As for me, I could care less about La Russa’s accolades, because I’ve now formed my own somewhat reasoned opinion of the man. I don’t concern myself with the empty trips to the World Series (his teams are two-for-five, but have twice been swept, including in 2004 by the Red Sox). I’m not much bothered by the myriad ways in which La Russa has, to some degree, challenged baseball’s traditions by micro-managing his team in the late innings via double-switches and one-out relievers, re-fashioning his lineup on a daily basis or choosing to bat the pitcher eighth. What ultimately bothers me about La Russa is the fact that the man is a tiresome grump and a hypocrite who has repeatedly shown a lack of patience for developing young players who don’t come readymade for success.
Will wrote of La Russa’s beliefs in his 1990 book: “La Russa’s mantra is that the four important things in baseball, in order of importance, are: play hard, win, make money and have fun.” Spoken like a true lawyer. Notice that “have fun” is the least important. To La Russa, having fun is a byproduct of playing hard and winning. (So is making money.) That’s evident to anyone who has ever watched the Cardinals over a consistent period of time. The skipper’s intense focus and at times ruthless desire to maintain the upper hand are well documented.
Those traits have doomed him on numerous occasions in his tenure atop the Cardinals. Look no further than his never-ending spat with Scott Rolen, at the time one of his best players, who, oddly enough, shared La Russa’s intensity. Now, Rolen owns a share of the blame for the pair’s falling out, but it’s the manager’s responsibility, one would think, to take the high road and eventually end the fight in a manner that would allow the player to continue to play for the team.

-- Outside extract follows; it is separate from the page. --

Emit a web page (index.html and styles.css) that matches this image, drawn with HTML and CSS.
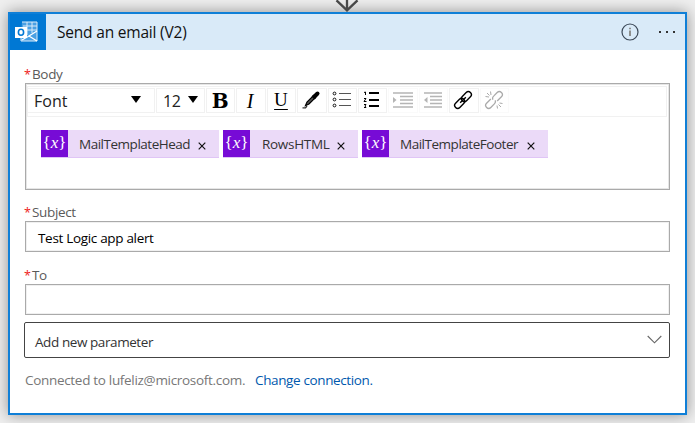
FILE: index.html
```html
<!DOCTYPE html>
<html lang="en">
<head>
<meta charset="utf-8">
<title>Send an email (V2)</title>
<link rel="stylesheet" href="styles.css">
</head>
<body>
<svg class="arrow" viewBox="0 0 24 12"><path d="M12 0V10M1.500 0.300L12 10.400L22.500 0.300" fill="none" stroke="#484848" stroke-width="2.300"/></svg>
<main class="card">
  <header class="header">
    <div class="logo">
      <svg width="24" height="24" viewBox="0 0 24 24"><path d="M7 2H22V21H6V18" fill="#4aa0e3" stroke="#d9ebf9"/><path d="M8 6H22M8 10H22M12 2V15M17 2V13" stroke="#d9ebf9"/><path d="M22 11L14 16L22 21M14 16L7 20" fill="none" stroke="#fff" stroke-width="1.300"/><path d="M0 7H12V18H0Z" fill="#fff"/><ellipse cx="6" cy="12.300" rx="2.600" ry="3" fill="none" stroke="#0078d4" stroke-width="1.600"/></svg>
    </div>
    <h1 class="title">Send an email (V2)</h1>
    <svg class="info" width="18" height="18" viewBox="0 0 18 18"><circle cx="9" cy="9" r="8" fill="none" stroke="#3b4857" stroke-width="1.200"/><path d="M9 7.500V13M9 4.800V6.200" stroke="#665f55" stroke-width="1.300"/></svg>
    <svg class="more" width="18" height="4" viewBox="0 0 18 4"><path d="M1 1h2v2H1zM8 1h2v2H8zM15 1h2v2h-2z" fill="#333"/></svg>
  </header>
  <div class="content">
    <label class="label"><span class="star">*</span><span class="t-body">Body</span></label>
    <div class="editor">
      <div class="toolbar">
        <div class="btn font"><span class="t-font">Font</span><i class="caret"></i></div>
        <div class="btn size"><span class="t-size">12</span><i class="caret"></i></div>
        <div class="btn bold">B</div>
        <div class="btn italic">I</div>
        <div class="btn underline">U</div>
        <div class="btn"><svg width="20" height="20" viewBox="0 0 20 20"><path d="M1.500 17.800H4.500L6 16" fill="none" stroke="#333" stroke-width="1.300"/><path d="M4.500 15.500L6 12L12 6L14 8L8 14Z" fill="#555" stroke="#000" stroke-width="1.200"/><path d="M11.500 5.500L14.500 8.500" stroke="#000" stroke-width="2.600"/><path d="M13.500 6.500L16.500 3.500" stroke="#000" stroke-width="4" stroke-linecap="round"/></svg></div>
        <div class="btn"><svg width="20" height="20" viewBox="0 0 20 20"><g fill="none" stroke="#111"><circle cx="2.500" cy="3.500" r="1.400"/><circle cx="2.500" cy="9.500" r="1.400"/><circle cx="2.500" cy="15.500" r="1.400"/><path d="M7 3.500H19M7 9.500H19M7 15.500H19" stroke="#555"/></g></svg></div>
        <div class="btn"><svg width="20" height="20" viewBox="0 0 20 20"><path d="M7 3H17M7 10H17M7 16H17" stroke="#000" stroke-width="2"/><path d="M2 2.500L3.500 2V5M2 8.500H4L2 11.500H4.500M2 14.500H4L3 16L4 17.500H2" fill="none" stroke="#000"/></svg></div>
        <div class="btn off"><svg width="20" height="20" viewBox="0 0 20 20"><path d="M0 3H20M7 6.500H20M7 10H20M7 13.500H20M0 17H20" stroke="#b5b5b5" stroke-width="1.500"/><path d="M0 7L3.500 10L0 13Z" fill="#b5b5b5"/></svg></div>
        <div class="btn off"><svg width="20" height="20" viewBox="0 0 20 20"><path d="M1 3H19M7 6.500H19M7 10H19M7 13.500H19M1 17H19" stroke="#b5b5b5" stroke-width="1.500"/><path d="M4.500 7L1 10L4.500 13Z" fill="#b5b5b5"/></svg></div>
        <div class="btn"><svg width="20" height="20" viewBox="0 0 20 20"><g transform="rotate(-45 10 10)" fill="none" stroke="#000" stroke-width="1.400"><rect x="-.5" y="7" width="11.500" height="6" rx="3"/><rect x="9" y="7" width="11.500" height="6" rx="3"/><path d="M6 10H14"/></g></svg></div>
        <div class="btn off"><svg width="20" height="20" viewBox="0 0 20 20"><g transform="rotate(-45 10 10)" fill="none" stroke="#aaa" stroke-width="1.300"><path d="M8.500 7H2.500A3 3 0 0 0 2.500 13H7.500A3 3 0 0 0 10.500 11M11.500 13H17.500A3 3 0 0 0 17.500 7H12.500A3 3 0 0 0 9.500 9"/></g><path d="M3 3L5.500 5.500M6.500 1.500L7 5M1.500 6.500L5 7M14.500 14.500L17 17M13 15.500L13.500 18.500M15.500 13L18.500 13.500" stroke="#aaa"/></svg></div>
      </div>
      <div class="tokens">
        <div class="token t1"><b class="fx">{<i>x</i>}</b><span class="name">MailTemplateHead</span><svg class="close" viewBox="0 0 8 8"><path d="M.7.700L7.300 7.300M7.300.700L.7 7.300"/></svg></div>
        <div class="token t2"><b class="fx">{<i>x</i>}</b><span class="name">RowsHTML</span><svg class="close" viewBox="0 0 8 8"><path d="M.7.700L7.300 7.300M7.300.700L.7 7.300"/></svg></div>
        <div class="token t3"><b class="fx">{<i>x</i>}</b><span class="name">MailTemplateFooter</span><svg class="close" viewBox="0 0 8 8"><path d="M.7.700L7.300 7.300M7.300.700L.7 7.300"/></svg></div>
      </div>
    </div>
    <label class="label second"><span class="star">*</span><span class="t-subject">Subject</span></label>
    <div class="field"><span class="t-value">Test Logic app alert</span></div>
    <label class="label third"><span class="star">*</span><span class="t-to">To</span></label>
    <div class="field"></div>
    <div class="select"><span class="t-add">Add new parameter</span><svg width="15" height="9" viewBox="0 0 15 9"><path d="M.7 1L7.500 7.800L14.300 1" fill="none" stroke="#666" stroke-width="1.100"/></svg></div>
    <div class="connection"><span class="t-conn">Connected to lufeliz@microsoft.com.</span><a class="t-change">Change connection.</a></div>
  </div>
</main>
</body>
</html>
```

FILE: styles.css
```css
* { box-sizing: border-box; }
body {
  margin: 0;
  width: 695px;
  height: 423px;
  padding: 12px 8px 8px;
  overflow: hidden;
  background: #efefef;
  font-family: "Open Sans", "Noto Sans", sans-serif;
  font-size: 13.5px;
  color: #333;
}
.arrow { position: absolute; left: 335px; top: 0; width: 24px; height: 12px; z-index: 1; }
.card {
  width: 679px;
  height: 403px;
  border: 2px solid #0f7fd7;
  background: #fff;
  box-shadow: 0 0 14px rgba(0, 0, 0, .4);
}
.header { display: flex; align-items: center; height: 36px; background: #d9eaf8; }
.logo { width: 36px; height: 36px; background: #0078d4; display: flex; align-items: center; justify-content: center; padding-right: 2px; }
.title { margin: 0 0 0 11px; flex: 1; font-size: 15.5px; font-weight: 400; line-height: 37px; color: #111; letter-spacing: -.2px; white-space: nowrap; }
.info { margin-right: 19px; }
.more { margin-right: 9px; }
.content { padding: 14px 15px 0; }
.label { display: flex; height: 19px; line-height: 21px; color: #5a5a5a; white-space: nowrap; letter-spacing: -.35px; }
.star { width: 7px; color: #e22; margin-left: -1px; margin-right: 1px; font-size: 12.5px; }
.editor { height: 107px; border: 1px solid #aaa; box-shadow: inset 0 0 0 1px #e6e6e6; }
.toolbar { display: flex; margin: 2px 2px 0 1px; height: 31px; border: 1px solid #f1f1f1; padding: 1px 0 0; gap: 1px; }
.btn { width: 29.4px; height: 25px; border: 1px solid #f1f1f1; display: flex; align-items: center; justify-content: center; flex: none; color: #000; }
.btn svg { flex: none; margin-left: -1px; margin-top: -2px; }
.off { border-color: #fafafa; }
.font { width: 128px; justify-content: space-between; padding: 0 13px 0 6px; font-size: 16px; color: #222; margin-left: -1px; }
.size { width: 49px; justify-content: space-between; padding: 0 6px 0 6px; font-size: 16px; color: #222; letter-spacing: -.5px; }
.caret { border: 5.5px solid transparent; border-top: 7px solid #000; border-bottom: 0; margin-top: -3px; }
.bold { font: 700 20px/22px "DejaVu Serif", serif; padding-right: 1px; }
.italic { font: italic 20px/22px "Liberation Serif", serif; padding-right: 2px; }
.underline { font: 19px/20px "Liberation Serif", serif; text-decoration: underline; text-underline-offset: 3px; text-decoration-thickness: 1px; padding: 0 1px 2px 0; }
.tokens { display: flex; gap: 4px; margin: 13px 0 0 15px; }
.token { height: 28px; background: #ebdaf8; display: flex; align-items: center; border-bottom: 1px solid #e0c5f6; }
.t1 { width: 178px; }
.t2 { width: 135px; }
.t3 { width: 186px; }
.fx { width: 27px; height: 27px; background: #770bd6; color: #fff; font: 17px/25px "Liberation Serif", serif; text-align: center; flex: none; }
.name { margin-left: 11px; flex: 1; white-space: nowrap; letter-spacing: -.48px; }
.t2 .name { margin-left: 12px; letter-spacing: -.3px; }
.close { width: 8px; height: 8px; margin: 5px 13px 0 0; fill: none; stroke: #111; stroke-width: 1.2; }
.second { margin-top: 12px; }
.third { margin-top: 13px; }
.field { height: 31px; border: 1px solid #aaa; box-shadow: inset 0 0 0 1px #f0f0f0; padding-left: 12px; line-height: 32px; color: #000; white-space: nowrap; letter-spacing: -.32px; }
.select { height: 36px; margin: 7px 0 0 -1px; border: 1px solid #444; border-radius: 2px; display: flex; align-items: center; justify-content: space-between; padding: 3px 7px 0 10px; white-space: nowrap; letter-spacing: -.42px; }
.select svg { margin-top: -5px; }
.connection { margin-top: 12px; line-height: 20px; color: #777; white-space: nowrap; display: flex; }
.t-conn { width: 230px; letter-spacing: -.31px; }
.t-change { color: #0058ad; letter-spacing: -.37px; }
```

In this case, La Russa remained stubbornly combative, and Rolen was dealt last offseason to the Blue Jays.
Then there is La Russa’s continual bitching about his treatment by the St. Louis media, which at times has dared to question the skipper’s handling of situations. Those who bother to read the Post-Dispatch or listen to the Cardinals broadcasters are aware that one would be hard-pressed to find a bigger group of Homers. Still, those fuzzy-wuzzy media types have, on occasion, pointed out that La Russa’s tenacity has an ability to overwhelm his team, forcing a tension upon the clubhouse that all but suffocates the fun right out the environment.
La Russa has also allowed his desire to seem correct in his decision-making to, at times, get the best of his reason. I praise the man for having been one of the earliest skippers to embrace statistical analysis, as outlined in Met at Work. But as his career has worn on and statistical analysis has seen its rapid, secular expansion in baseball, Tony has become a bit of a curmudgeonly traitor, choosing to neglect obvious statistics when they don’t make his case for him. His once analytical mind has progressively become a mechanism as likely to support the gut as the brain. In other words, he often turns into a typical big league manager, more concerned with getting his way than doing what’s right. Which, in turn, leads me to my final point.

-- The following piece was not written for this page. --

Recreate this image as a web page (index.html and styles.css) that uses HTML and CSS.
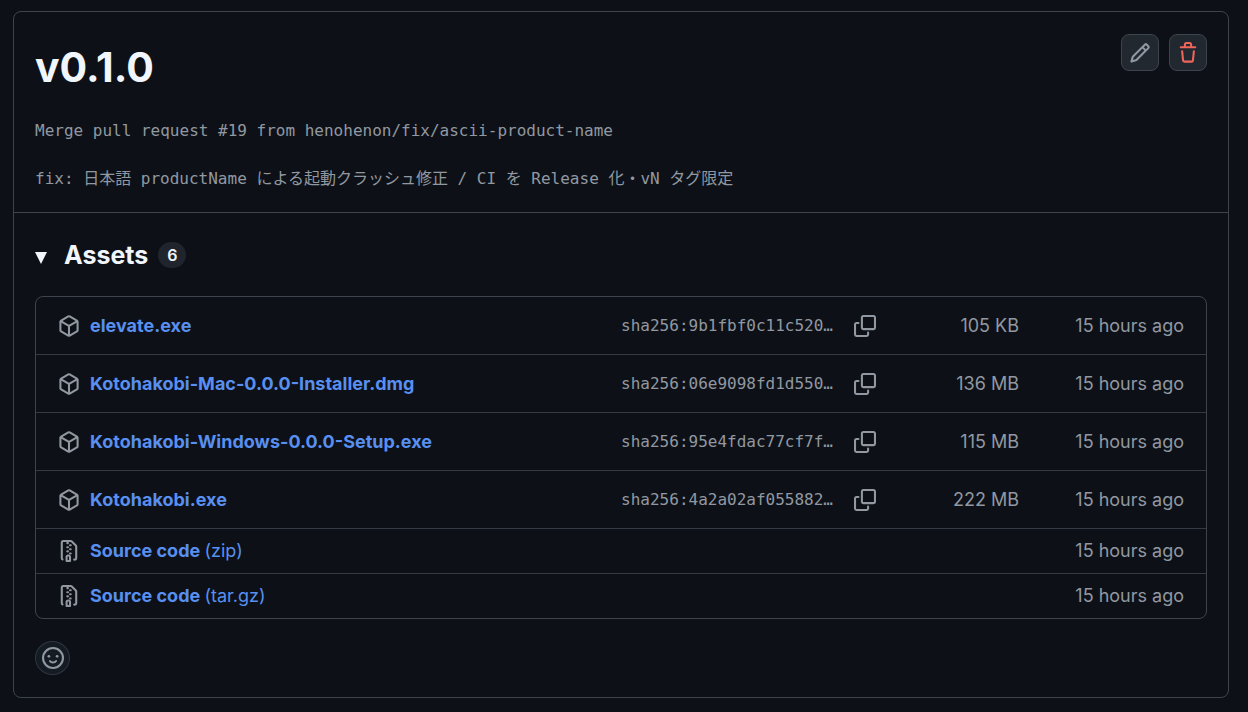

La Russa has failed, time and time again, to develop a significant number of young players, a task that requires patience and a certain flexibility and willingness to accept failure. Much ado is made of the veteran reclamation projects that have turned into success stories under La Russa and pitching coach Dave Duncan, but far less is made of the up-and-coming pitchers whose careers were ruined or severely sidetracked under the tutelage of Tony. The list, just going back to his debut with the Redbirds in 1996, is a long one and includes Alan Benes, Donovan Osbourne, (to a lesser degree) Matt Morris, Jose Jimenez, Bud Smith, Jason Marquis, Brad Thompson, Anthony Reyes and, most significantly, Rick Ankiel.
While young pitchers often flame out for a variety of reasons beyond their handling by the managerial staff, the lack of young pitching talent that has developed under La Russa can best be summarized as startling. It’s a trend that has become more prominent as of late, with La Russa showing increasing signs of favor for mediocre veterans with no upside (say Sidney Ponson, Jeff Weaver, Braden Looper, Mike Maroth or Kip Wells) instead of younger, cheaper pitchers with promise (namely, Reyes). I fault La Russa’s preference for consistently challenging his youthful players rather than showing a nurturing touch.

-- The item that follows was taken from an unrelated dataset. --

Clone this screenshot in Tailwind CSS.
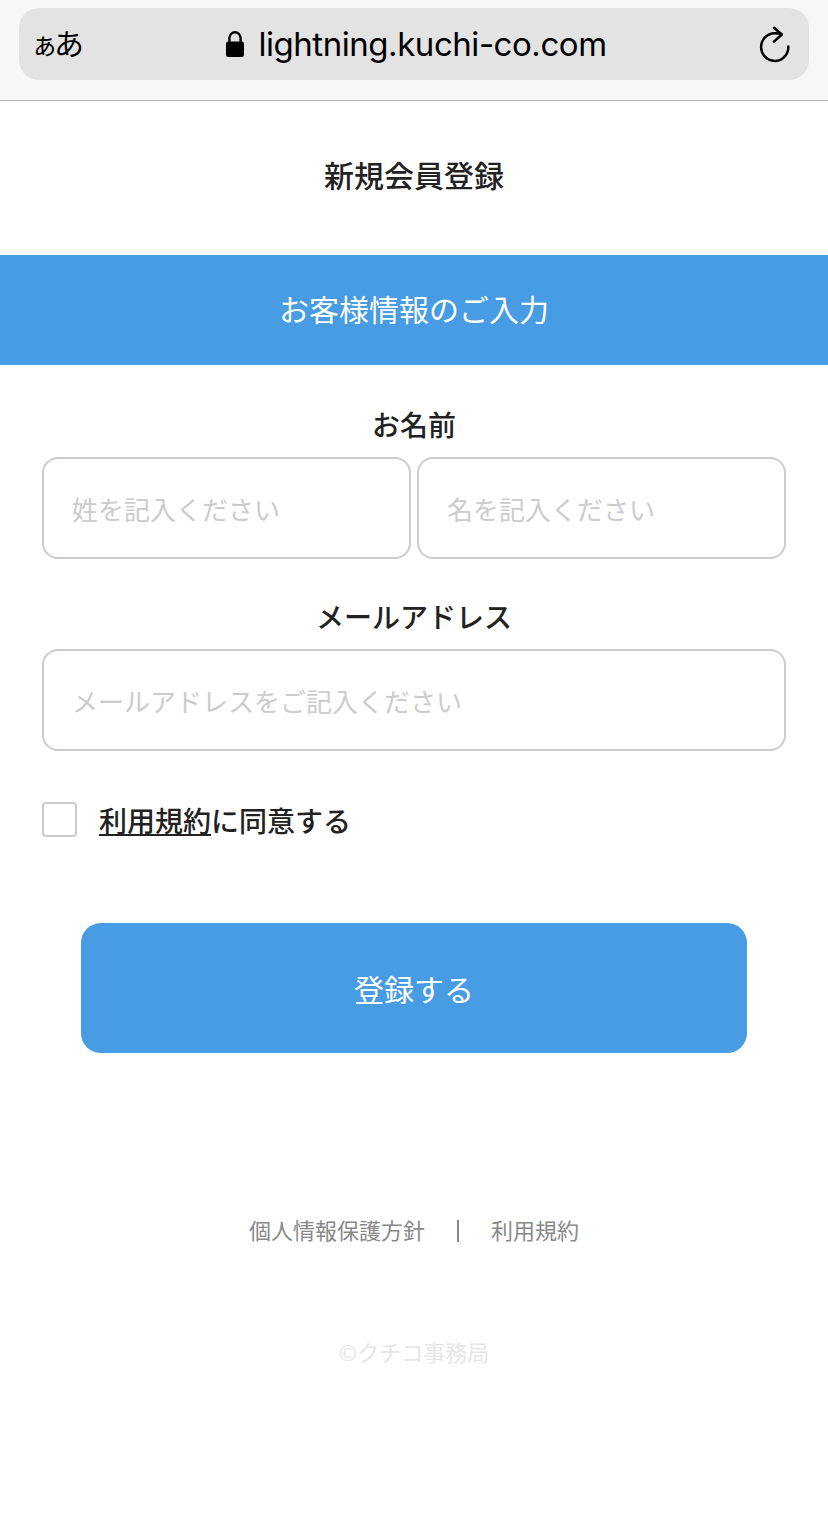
<!DOCTYPE html>
<html lang="ja">
<head>
    <meta charset="UTF-8">
    <title>新規会員登録</title>
    <meta name="viewport" content="width=device-width, initial-scale=1.0">
    <script src="https://cdn.jsdelivr.net/npm/@tailwindcss/browser@4"></script>
</head>
<body class="bg-white text-[#222] font-['Noto_Sans_CJK_JP',sans-serif] font-normal">
<!-- Browser bar -->
<div class="h-[101px] bg-[#f7f7f7] border-b border-[#b2b2b2] px-[19px] pt-2">
    <div class="relative h-[72px] rounded-[20px] bg-[#e3e3e3] flex items-center justify-center pl-[5px] text-black">
        <div class="absolute left-3 top-[12px] flex items-baseline leading-[44px]">
            <span class="text-[27px] tracking-[-4px]">ぁ</span><span class="text-[30px]">あ</span>
        </div>
        <svg class="w-[18px] h-[26px] mr-[14px]" viewBox="0 0 18 26" fill="none">
            <rect x="0" y="10.5" width="18" height="15.5" rx="2.2" fill="#000"/>
            <path d="M3.4 12V7a5.6 5.7 0 0 1 11.2 0V12" stroke="#000" stroke-width="2.4"/>
        </svg>
        <span class="font-['Inter',sans-serif] text-[33px] tracking-[-0.45px] leading-[44px] whitespace-nowrap">lightning.kuchi-co.com</span>
        <svg class="absolute right-[18px] top-[17px] w-8 h-[38px]" viewBox="0 0 32 38" fill="none" stroke="#000" stroke-width="2.5" stroke-linecap="round" stroke-linejoin="round">
            <path d="M22.500 9.300C20.500 8.600 18.500 8.300 16 8.300A13.600 13.800 0 1 0 29.300 21.500"/>
            <path d="M15 2.700l7.800 6.800-7.800 7.200"/>
        </svg>
    </div>
</div>

<h1 class="h-[154px] flex items-center justify-center text-[30px] leading-[44px] pb-2 font-medium">新規会員登録</h1>
<h2 class="h-[110px] flex items-center justify-center bg-[#489ce3] text-white text-[30px] pb-1">お客様情報のご入力</h2>

<form class="px-[42px] pt-[38px]">
    <p class="text-center text-[28px] leading-[42px] mb-3 font-medium">お名前</p>
    <div class="flex gap-[6px]">
        <input type="text" placeholder="姓を記入ください" class="w-0 flex-1 h-[102px] border-2 border-[#ccc] rounded-2xl px-7 text-[26px] placeholder:text-[#ccc]">
        <input type="text" placeholder="名を記入ください" class="w-0 flex-1 h-[102px] border-2 border-[#ccc] rounded-2xl px-7 text-[26px] placeholder:text-[#ccc]">
    </div>
    <p class="text-center text-[28px] leading-[42px] mt-9 mb-3 font-medium">メールアドレス</p>
    <input type="email" placeholder="メールアドレスをご記入ください" class="w-full block h-[102px] border-2 border-[#ccc] rounded-2xl px-7 text-[26px] placeholder:text-[#ccc]">
    <label class="flex items-center mt-[46px] h-[44px] text-[28px]">
        <span class="w-[35px] h-[35px] border-2 border-[#ccc] rounded-[4px] mr-[22px]"></span>
        <span class="pt-[2px] font-medium"><a href="#" class="underline">利用規約</a>に同意する</span>
    </label>
    <button type="button" class="block w-[666px] h-[130px] mx-auto mt-[82px] bg-[#489ce3] text-white text-[30px] rounded-[20px]">登録する</button>
</form>

<footer class="mt-[158px] text-[22px] leading-[36px]">
    <div class="flex items-center justify-center text-[#888]">
        <a href="#">個人情報保護方針</a>
        <span class="w-[2px] h-[22px] bg-[#888] mx-8 mt-1"></span>
        <a href="#">利用規約</a>
    </div>
    <p class="mt-[86px] text-center text-[#e6e6e6]">©クチコ事務局</p>
</footer>
</body>
</html>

La Russa is a surefire, first-ticket Hall of Famer and one of the game’s more committed competitors. But to overstate the man’s positive impact on his team’s winning ways is a bit maddening to me, especially given how obviously flawed he tends to be. I haven’t even broached the subject of his support of a clubhouse culture of performance-enhancing drugs, or his 2007 drunk-driving arrest that started a drug-induced downward spiral for the Cardinals. Or, the fact that his 2006 team won the World Series in spite of its manager’s stubbornness and personnel mistakes.
The more service time La Russa racks up, the more steadfastly he latches onto his worst traits and the more defensive he becomes. One thing is clear to me: Either Will was too in love with his subject matter to comprehend its flaws, or La Russa has simply changed drastically from the portrait sketched by Will 18 years ago.
I suspect it’s a lot of both, unfortunately.